One of Shannon Papcun’s 4th graders recently wrote a detailed, thoughtful essay responding to a book about Hurricane Katrina.
Pounding, terrified, whimpering, whooshing, banging, stunned, sandwiched, snatched, gushing, the girl typed, repeating words the author used to describe her experience during the storm. I think these nine words are very important because they make the book come to life. I also think she saw that in a way they bring more color into the book and because it was a very frantic time for the character, Berry and it sounded horrific!
The girl was not a top performer. Yet her writing—like that of her classmates—showed such sophistication and stamina that Papcun was convinced that teaching to the Common Core standards was beginning to make a difference in her classroom. “The kids’ ability to freely write is definitely greater,” says Papcun, who teaches at Victor Falls Elementary School in the Sumner School District, east of Tacoma, Wash. “Their interest in nonfiction is much higher because of knowing how to research.”

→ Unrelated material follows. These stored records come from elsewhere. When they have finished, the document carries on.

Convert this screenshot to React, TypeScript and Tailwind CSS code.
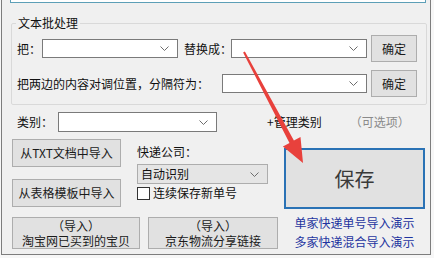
import React from "react";

const font = { fontFamily: '"Noto Sans CJK SC", "Noto Sans", sans-serif' };

function Chevron() {
  return (
    <svg width="9" height="5" viewBox="0 0 9 5" className="mr-[8px] shrink-0">
      <path d="M0.5 0.5 L4.5 4.5 L8.5 0.5" fill="none" stroke="#6d6d6d" strokeWidth="1" />
    </svg>
  );
}

function Combo({ w, text, gray }: { w: string; text?: string; gray?: boolean }) {
  return (
    <div
      className={`${w} h-[19px] shrink-0 flex items-center justify-between border ${
        gray ? "bg-[#e5e5e5] border-[#adadad]" : "bg-white border-[#7a7a7a]"
      }`}
    >
      <span className="pl-[3px] leading-none">{text}</span>
      <Chevron />
    </div>
  );
}

function Btn({ className, children }: { className: string; children: React.ReactNode }) {
  return (
    <button
      className={`shrink-0 whitespace-nowrap flex flex-col items-center justify-center bg-[#e1e1e1] border border-[#adadad] text-[#1a1a1a] ${className}`}
    >
      {children}
    </button>
  );
}

function App() {
  return (
    <div
      className="w-[434px] h-[258px] bg-[#f7f7f7] overflow-hidden relative text-[12px] text-[#111] whitespace-nowrap"
      style={font}
    >
      <div className="ml-[1px] w-[430px] h-[255px] bg-[#f0f0f0] border-l border-r border-b border-[#7d7d7d] flex flex-col">
        {/* top text box edge */}
        <div className="ml-[8px] w-[416px] h-[3px] bg-white border-l border-r border-b border-[#5d9fb7]" />

        {/* 文本批处理 */}
        <fieldset className="ml-[9px] mt-[13px] w-[416px] border border-[#d9d9d9] rounded-[2px] p-0 pb-[7px]">
          <legend className="ml-[4px] px-[2px] leading-[14px]">文本批处理</legend>
          <div className="mt-[5px] h-[27px] grid grid-cols-[25px_136px_53px_136px_50px] items-center pl-[5px]">
            <span>把：</span>
            <Combo w="w-[136px]" />
            <span className="pl-[6px]">替换成：</span>
            <Combo w="w-[136px]" />
            <Btn className="ml-[4px] w-[46px] h-[27px]">确定</Btn>
          </div>
          <div className="mt-[8px] h-[27px] grid grid-cols-[205px_145px_50px] items-center pl-[5px]">
            <span>把两边的内容对调位置，分隔符为：</span>
            <Combo w="w-[145px]" />
            <Btn className="ml-[4px] w-[46px] h-[27px]">确定</Btn>
          </div>
        </fieldset>

        {/* 类别 */}
        <div className="mt-[7px] h-[20px] flex items-center ml-[15px]">
          <span className="w-[41px] shrink-0">类别：</span>
          <Combo w="w-[159px] h-[20px]" />
          <span className="ml-[50px]">+管理类别</span>
          <span className="ml-[28px] text-[#8a8a8a]">（可选项）</span>
        </div>

        {/* lower area */}
        <div className="mt-[7px] flex">
          <div className="ml-[10px] flex flex-col">
            <div className="flex">
              <div className="flex flex-col gap-[12px]">
                <Btn className="w-[109px] h-[28px]">从TXT文档中导入</Btn>
                <Btn className="w-[109px] h-[28px]">从表格模板中导入</Btn>
              </div>
              <div className="ml-[16px] flex flex-col">
                <div className="h-[25px] flex items-center">快递公司：</div>
                <div className="h-[20px] w-[131px] flex items-center justify-between bg-[#e5e5e5] border border-[#adadad]">
                  <span className="pl-[3px]">自动识别</span>
                  <Chevron />
                </div>
                <div className="mt-[2px] h-[14px] flex items-center">
                  <span className="w-[13px] h-[13px] border border-[#333] bg-white" />
                  <span className="ml-[3px]">连续保存新单号</span>
                </div>
              </div>
            </div>
            <div className="mt-[10px] flex">
              <Btn className="w-[128px] h-[32px]">
                <span className="leading-[15px]">（导入）</span>
                <span className="leading-[15px]">淘宝网已买到的宝贝</span>
              </Btn>
              <Btn className="ml-[8px] w-[130px] h-[32px]">
                <span className="leading-[15px]">（导入）</span>
                <span className="leading-[15px]">京东物流分享链接</span>
              </Btn>
            </div>
          </div>

          <div className="ml-[6px] flex flex-col">
            <button className="mt-[9px] w-[141px] h-[61px] bg-[#e1e1e1] border-2 border-[#2a72b5] text-[20px] text-[#3a3a3a]">
              保存
            </button>
            <div className="mt-[4px] leading-[19px] text-center text-[#1f35a0]">
              <div>单家快递单号导入演示</div>
              <div>多家快递混合导入演示</div>
            </div>
          </div>
        </div>
      </div>

      {/* red annotation arrow */}
      <svg className="absolute left-0 top-0 pointer-events-none" width="434" height="258" viewBox="0 0 434 258">
        <polygon
          points="243.1,52.5 244.9,51.5 293.9,140.6 300.5,137.1 303,163 282.9,146.5 289.5,143"
          fill="#e8413c"
        />
      </svg>
    </div>
  );
}

export default App;
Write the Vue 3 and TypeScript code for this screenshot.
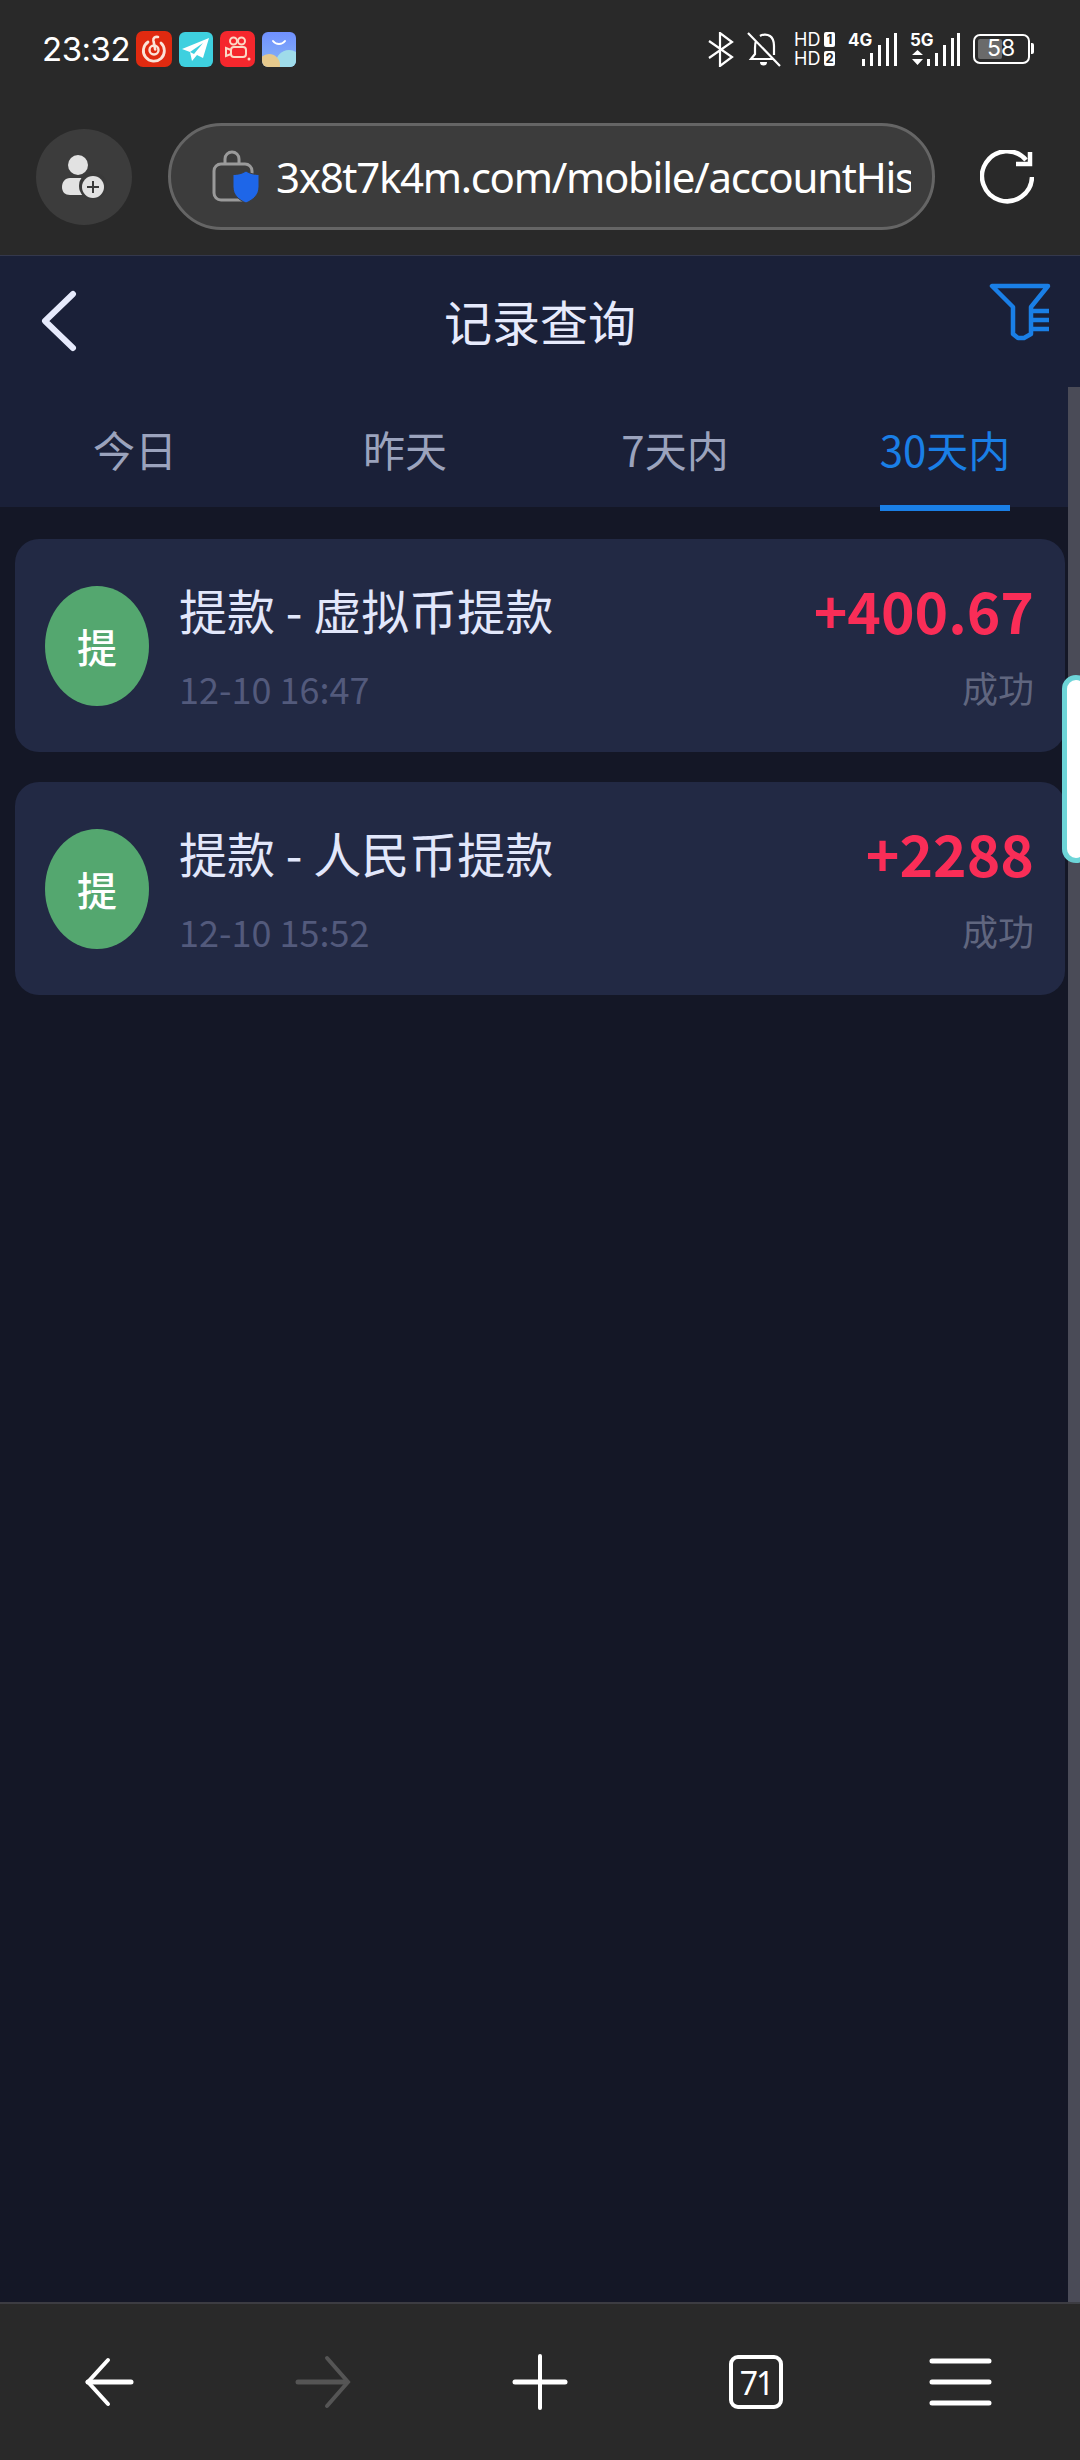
<template>
  <div class="page">
    <div class="chrome">
      <div class="status">
        <span class="time">23:32</span>
        <div class="apps">
          <svg width="36" height="36" viewBox="0 0 36 36">
            <rect width="36" height="36" rx="7" fill="#e02a10" />
            <path d="M22 6c-3-.6-5 1-4.600 3.500l1.800 9" fill="none" stroke="#fbe4d8" stroke-width="2.600" stroke-linecap="round" />
            <path d="M12 11a10.500 10.500 0 1 0 13 1" fill="none" stroke="#fbe4d8" stroke-width="2.800" stroke-linecap="round" />
            <circle cx="18" cy="19" r="4.500" fill="none" stroke="#fbe4d8" stroke-width="2.400" />
          </svg>
          <svg width="34" height="35" viewBox="0 0 34 35">
            <rect width="34" height="35" rx="6" fill="#3ed0df" />
            <path d="M30 6 3 17l8 3 2 9 5-6 6 3z" fill="#fff" />
            <path d="M11 20 24 11l-9 11z" fill="#3ed0df" />
          </svg>
          <svg width="35" height="36" viewBox="0 0 35 36">
            <rect width="35" height="36" rx="7" fill="#f5272d" />
            <g fill="none" stroke="#fbd9c6" stroke-width="2">
              <circle cx="13.500" cy="10" r="3.500" />
              <circle cx="21.500" cy="10" r="3.500" />
              <rect x="11" y="16" width="15" height="10" rx="3" />
              <path d="M11 19 6 17v8l5-2" />
            </g>
            <circle cx="29" cy="28" r="1.500" fill="#fbd9c6" />
          </svg>
          <svg width="34" height="35" viewBox="0 0 34 35">
            <defs>
              <linearGradient id="shopSky" x1="0" y1="0" x2="0" y2="1">
                <stop offset="0" stop-color="#7090ff" />
                <stop offset="1" stop-color="#86b4f5" />
              </linearGradient>
            </defs>
            <clipPath id="shopClip"><rect width="34" height="35" rx="6" /></clipPath>
            <g clip-path="url(#shopClip)">
              <rect width="34" height="35" fill="url(#shopSky)" />
              <circle cx="27" cy="31" r="13" fill="#9fdcea" />
              <circle cx="7" cy="33" r="11" fill="#e6c98c" />
            </g>
            <path d="M11 9c3 4 9 4 12 0" fill="none" stroke="#fff" stroke-width="2" stroke-linecap="round" />
          </svg>
        </div>
        <div class="sys">
          <svg width="26" height="35" viewBox="0 0 26 35" fill="none" stroke="#fff" stroke-width="2.200">
            <path d="M1 9 24 25 12 34V1l12 9L1 26" />
          </svg>
          <svg width="34" height="35" viewBox="0 0 34 35" fill="none" stroke="#fff" stroke-width="2.200">
            <path d="M1 1l32 33M9 9c-1 2-1 4-1 7v6l-4 5h22M13 4c2-1.500 7-2 10 0 3 2 4 6 4 10v9" />
            <path d="M13 30h7a3.500 3.500 0 0 1-7 0z" fill="#fff" stroke="none" />
          </svg>
          <div class="hd">
            <div class="hd-row">HD<b>1</b></div>
            <div class="hd-row">HD<b>2</b></div>
          </div>
          <div class="net">
            <span class="net-label">4G</span>
            <svg width="49" height="34" viewBox="0 0 49 34" fill="#fff">
              <rect x="14" y="27" width="3" height="7" />
              <rect x="22" y="21" width="3" height="13" />
              <rect x="30" y="13" width="3" height="21" />
              <rect x="38" y="6" width="3" height="28" />
              <rect x="46" y="1" width="3" height="33" />
            </svg>
          </div>
          <div class="net">
            <span class="net-label">5G</span>
            <svg width="50" height="34" viewBox="0 0 50 34" fill="#fff">
              <path d="M2 23h11l-5.500-5zM2 27h11l-5.500 6z" />
              <rect x="17" y="27" width="3" height="7" />
              <rect x="25" y="21" width="3" height="13" />
              <rect x="33" y="13" width="3" height="21" />
              <rect x="41" y="6" width="3" height="28" />
              <rect x="47" y="1" width="3" height="33" />
            </svg>
          </div>
          <div class="battery">
            <span class="battery-level" :style="{ width: batteryFill + 'px' }"></span>
            <span class="battery-num">58</span>
          </div>
        </div>
      </div>

      <div class="address">
        <div class="avatar">
          <svg width="46" height="44" viewBox="0 0 46 44">
            <circle cx="17" cy="10" r="10" fill="#e2e2e2" />
            <path d="M9 23h14c4 0 7 1 7 3v14H9c-5 0-8-3-8-8s3-9 8-9z" fill="#e2e2e2" />
            <circle cx="32" cy="31" r="14" fill="#3a3a3a" />
            <circle cx="32" cy="32" r="11" fill="#e2e2e2" />
            <path d="M32 26v12M26 32h12" stroke="#3a3a3a" stroke-width="2" />
          </svg>
        </div>
        <div class="url-box">
          <svg class="lock" width="48" height="54" viewBox="0 0 48 54">
            <path d="M13 14V9a7 7 0 0 1 14 0v5" fill="none" stroke="#9a9a9a" stroke-width="3" />
            <rect x="2" y="14" width="38" height="36" rx="7" fill="none" stroke="#9a9a9a" stroke-width="3" />
            <path d="M34 21c3.500 2.500 8 3.500 13 3.500V37c0 8-6 13-13 16-7-3-13-8-13-16V24.500c5 0 9.500-1 13-3.500z" fill="#1e66e8" stroke="#3c3c3c" stroke-width="1" />
          </svg>
          <span class="url">3x8t7k4m.com/mobile/accountHistory</span>
        </div>
        <svg class="reload" width="54" height="54" viewBox="0 0 54 54" fill="none" stroke="#fff" stroke-width="4.500">
          <path d="M46 10A25 25 0 1 0 52 27" />
          <path d="M50 2v12H36" stroke-width="4.500" />
        </svg>
      </div>
    </div>

    <div class="main">
      <header class="top">
        <div class="title-row">
          <svg class="back" width="40" height="64" viewBox="0 0 40 64" fill="none" stroke="#e6eafc" stroke-width="6" stroke-linecap="round" stroke-linejoin="round">
            <path d="M34 6 6 33l28 27" />
          </svg>
          <h1 class="title">记录查询</h1>
          <svg class="filter" width="64" height="64" viewBox="30 25 64 64" fill="none" stroke="#1a7fe6" stroke-width="4.500">
            <path d="M33 28h56L72 49v27l-7 4h-6l-5-4V49z" stroke-linejoin="round" />
            <path d="M74 53h16M74 62h16M74 71h16" />
          </svg>
        </div>
        <div class="tabs">
          <span v-for="tab in tabs" :key="tab" class="tab" :class="{ active: tab === activeTab }">{{ tab }}</span>
        </div>
      </header>

      <section class="list">
        <article v-for="item in records" :key="item.title" class="card">
          <div class="badge">提</div>
          <div class="info">
            <p class="name">{{ item.title }}</p>
            <p class="date">{{ item.time }}</p>
          </div>
          <div class="right">
            <p class="amount">{{ item.amount }}</p>
            <p class="state">{{ item.state }}</p>
          </div>
        </article>
      </section>

      <div class="scrollbar"></div>
      <div class="float-tab"></div>
    </div>

    <nav class="bottom">
      <svg width="216" height="156" viewBox="0 0 216 156" fill="none" stroke="#fff" stroke-linecap="round">
        <path d="M108 56 88 78l20 22" stroke-width="4" />
        <path d="M88 78h43" stroke-width="5" />
      </svg>
      <svg width="216" height="156" viewBox="0 0 216 156" fill="none" stroke="#555" stroke-linecap="round">
        <path d="M111 54l21 24-21 24" stroke-width="4" />
        <path d="M82 78h48" stroke-width="5" />
      </svg>
      <svg width="216" height="156" viewBox="0 0 216 156" fill="none" stroke="#fff" stroke-linecap="round">
        <path d="M108 52v52" stroke-width="4" />
        <path d="M83 78h50" stroke-width="5" />
      </svg>
      <div class="tabs-count"><span>71</span></div>
      <svg width="216" height="156" viewBox="0 0 216 156" stroke="#fff" stroke-width="5" stroke-linecap="round">
        <path d="M68 57h57M68 78h57M68 99h57" />
      </svg>
    </nav>
  </div>
</template>

<script setup lang="ts">
interface RecordItem {
  title: string
  time: string
  amount: string
  state: string
}

const tabs: string[] = ['今日', '昨天', '7天内', '30天内']
const activeTab = '30天内'
const batteryFill = 24

const records: RecordItem[] = [
  { title: '提款 - 虚拟币提款', time: '12-10 16:47', amount: '+400.67', state: '成功' },
  { title: '提款 - 人民币提款', time: '12-10 15:52', amount: '+2288', state: '成功' },
]
</script>

<style>
html,
body {
  margin: 0;
  background: #141726;
}
</style>

<style scoped>
.page {
  width: 1080px;
  height: 2460px;
  display: flex;
  flex-direction: column;
  overflow: hidden;
  font-family: "Noto Sans CJK SC", "Noto Sans", sans-serif;
}
.chrome {
  height: 255px;
  background: #292929;
  flex-shrink: 0;
  border-bottom: 1px solid #34384c;
}
.status {
  height: 98px;
  display: flex;
  align-items: center;
  padding: 0 47px 0 42px;
}
.time {
  font-family: "Inter", "Noto Sans", sans-serif;
  font-size: 33px;
  letter-spacing: -0.5px;
  color: #fff;
  width: 94px;
}
.apps {
  display: flex;
  align-items: center;
  gap: 7px;
}
.sys {
  margin-left: auto;
  display: flex;
  align-items: center;
  gap: 13px;
}
.hd {
  width: 41px;
  font-family: "Inter", "Liberation Sans", sans-serif;
  font-size: 18px;
  line-height: 19px;
  color: #fff;
}
.hd-row {
  display: flex;
  justify-content: space-between;
  align-items: center;
}
.hd-row b {
  background: #fff;
  color: #292929;
  width: 11px;
  height: 15px;
  border-radius: 2px;
  font-size: 13px;
  line-height: 15px;
  text-align: center;
}
.net {
  position: relative;
  height: 34px;
}
.net svg {
  display: block;
}
.net-label {
  position: absolute;
  left: 0;
  top: -2px;
  font-family: "Inter", "Liberation Sans", sans-serif;
  font-size: 17px;
  font-weight: 700;
  line-height: 20px;
  color: #fff;
}
.battery {
  position: relative;
  width: 57px;
  height: 30px;
  box-sizing: border-box;
  border: 2.500px solid #fff;
  border-radius: 7px;
  margin-right: 3px;
}
.battery::after {
  content: "";
  position: absolute;
  right: -6px;
  top: 7px;
  width: 3px;
  height: 11px;
  background: #fff;
  border-radius: 0 2px 2px 0;
}
.battery-level {
  position: absolute;
  left: 3px;
  top: 3px;
  bottom: 3px;
  background: #6a6a6a;
  border-radius: 2px;
}
.battery-num {
  position: absolute;
  left: 12px;
  top: 0;
  font-family: "Inter", "Noto Sans", sans-serif;
  font-size: 23px;
  line-height: 25px;
  color: #fff;
}
.address {
  height: 157px;
  display: flex;
  align-items: center;
  padding: 0 45px 0 36px;
}
.avatar {
  width: 96px;
  height: 96px;
  border-radius: 50%;
  background: #3c3c3c;
  display: flex;
  align-items: center;
  justify-content: center;
  flex-shrink: 0;
}
.url-box {
  width: 767px;
  height: 107px;
  margin-left: 36px;
  box-sizing: border-box;
  border: 3px solid #656565;
  border-radius: 54px;
  background: #3c3c3c;
  display: flex;
  align-items: center;
  padding: 0 21px 0 41px;
  flex-shrink: 0;
}
.lock {
  flex-shrink: 0;
}
.url {
  margin-left: 16px;
  font-family: "Noto Sans", sans-serif;
  font-size: 42px;
  letter-spacing: -1.300px;
  color: #fff;
  white-space: nowrap;
  overflow: hidden;
}
.reload {
  margin-left: 45px;
  flex-shrink: 0;
}
.main {
  position: relative;
  flex: 1;
  background: #141726;
  min-height: 0;
}
.top {
  background: #1a2038;
  height: 251px;
}
.title-row {
  height: 128px;
  display: grid;
  grid-template-columns: 1fr auto 1fr;
  align-items: center;
  padding: 0 27px 0 39px;
  box-sizing: border-box;
}
.filter {
  justify-self: end;
  align-self: start;
  margin-top: 27px;
}
.title {
  margin: 0;
  font-size: 48px;
  font-weight: 400;
  color: #e6eafc;
  transform: translateX(-6px);
}
.tabs {
  display: grid;
  grid-template-columns: repeat(4, 1fr);
  grid-template-rows: 123px;
}
.tab {
  justify-self: center;
  position: relative;
  height: 123px;
  font-size: 42px;
  line-height: 130px;
  color: #9ba3bd;
}
.tab.active {
  color: #1a7fe6;
}
.tab.active::after {
  content: "";
  position: absolute;
  left: 0;
  right: 0;
  bottom: -4px;
  height: 6px;
  background: #1a7fe6;
}
.list {
  padding: 32px 15px 0;
  display: flex;
  flex-direction: column;
  gap: 30px;
}
.card {
  height: 213px;
  box-sizing: border-box;
  background: #222944;
  border-radius: 24px;
  display: flex;
  align-items: center;
  padding: 0 31px 0 30px;
}
.badge {
  width: 104px;
  height: 120px;
  border-radius: 50%;
  background: #54a76f;
  color: #fff;
  font-size: 40px;
  font-weight: 500;
  display: flex;
  align-items: center;
  justify-content: center;
  flex-shrink: 0;
}
.info {
  margin-left: 30px;
  flex: 1;
}
.name {
  margin: 0;
  font-size: 48px;
  line-height: 60px;
  color: #e2e7fb;
  white-space: pre;
}
.date {
  margin: 24px 0 0;
  font-size: 36px;
  line-height: 50px;
  color: #535a7c;
}
.right {
  text-align: right;
}
.amount {
  margin: 0;
  font-size: 57px;
  font-weight: 700;
  line-height: 60px;
  color: #f92d57;
}
.state {
  margin: 23px 0 0;
  font-size: 36px;
  line-height: 50px;
  color: #60667f;
}
.scrollbar {
  position: absolute;
  right: 0;
  top: 131px;
  bottom: 0;
  width: 12px;
  background: #4a4b57;
}
.float-tab {
  position: absolute;
  right: -10px;
  top: 419px;
  width: 28px;
  height: 188px;
  box-sizing: border-box;
  background: #fff;
  border: 5px solid #6dd5d8;
  border-radius: 22px;
}
.bottom {
  height: 156px;
  flex-shrink: 0;
  background: #292929;
  border-top: 2px solid #3c3c42;
  display: grid;
  grid-template-columns: repeat(5, 216px);
  align-items: center;
}
.bottom svg {
  display: block;
}
.tabs-count {
  justify-self: center;
  width: 54px;
  height: 54px;
  box-sizing: border-box;
  border: 4px solid #fff;
  border-radius: 9px;
  display: flex;
  align-items: center;
  justify-content: center;
  font-family: "Noto Sans", sans-serif;
  font-size: 32px;
  letter-spacing: -2px;
  color: #fff;
}
</style>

Papcun’s work to create Literacy Design Collaborative (LDC) modules for elementary students is also contributing to the successful implementation of the Common Core for teachers in her district and across her state. Papcun, her school’s 4th grade team leader, says LDC has helped her colleagues better understand what the Common Core standards are asking of students.
“Initially teachers thought, ‘Main idea? This is the same. Compare and contrast? This is the same,’” Papcun says. But now they understand that in addition to grasping the main idea of a passage, students also need to identify how it’s supported by vocabulary, she says. They need to be able to explain why subheadings are important and provide evidence.
Papcun, who became certified by the National Board for Professional Teaching Standards shortly after earning her teaching license 10 years ago, first went to an LDC training session last year, where she was among a just handful of elementary teachers.
LDC, which has been more widely implemented in middle and high schools, is meant to help social studies and science teachers teach literacy skills related to the Common Core. LDC provides teachers with classroom-ready templates that they can customize with different texts, writing assignments, and assessments. Working over the Internet with a veteran elementary teacher and LDC coach from Pennsylvania, Papcun has now developed three LDC units. One is on Washington’s geographical regions. Another is a life science unit on animal adaptation.
In the new unit, “kids were learning about adaptation, but they were also learning about all the different types of texts you read in nonfiction,” Papcun explains in a video about her virtual training experience and the higher level of work she is seeing from her students.
She also created a third unit on Washington state government, relating it to the student government structure in her classroom. Using their laptops, the students wrote essays and presented examples of what is allowed and not allowed under the First Amendment.
“I thought, the kids got it,” she says. “Oh my gosh, this is working.”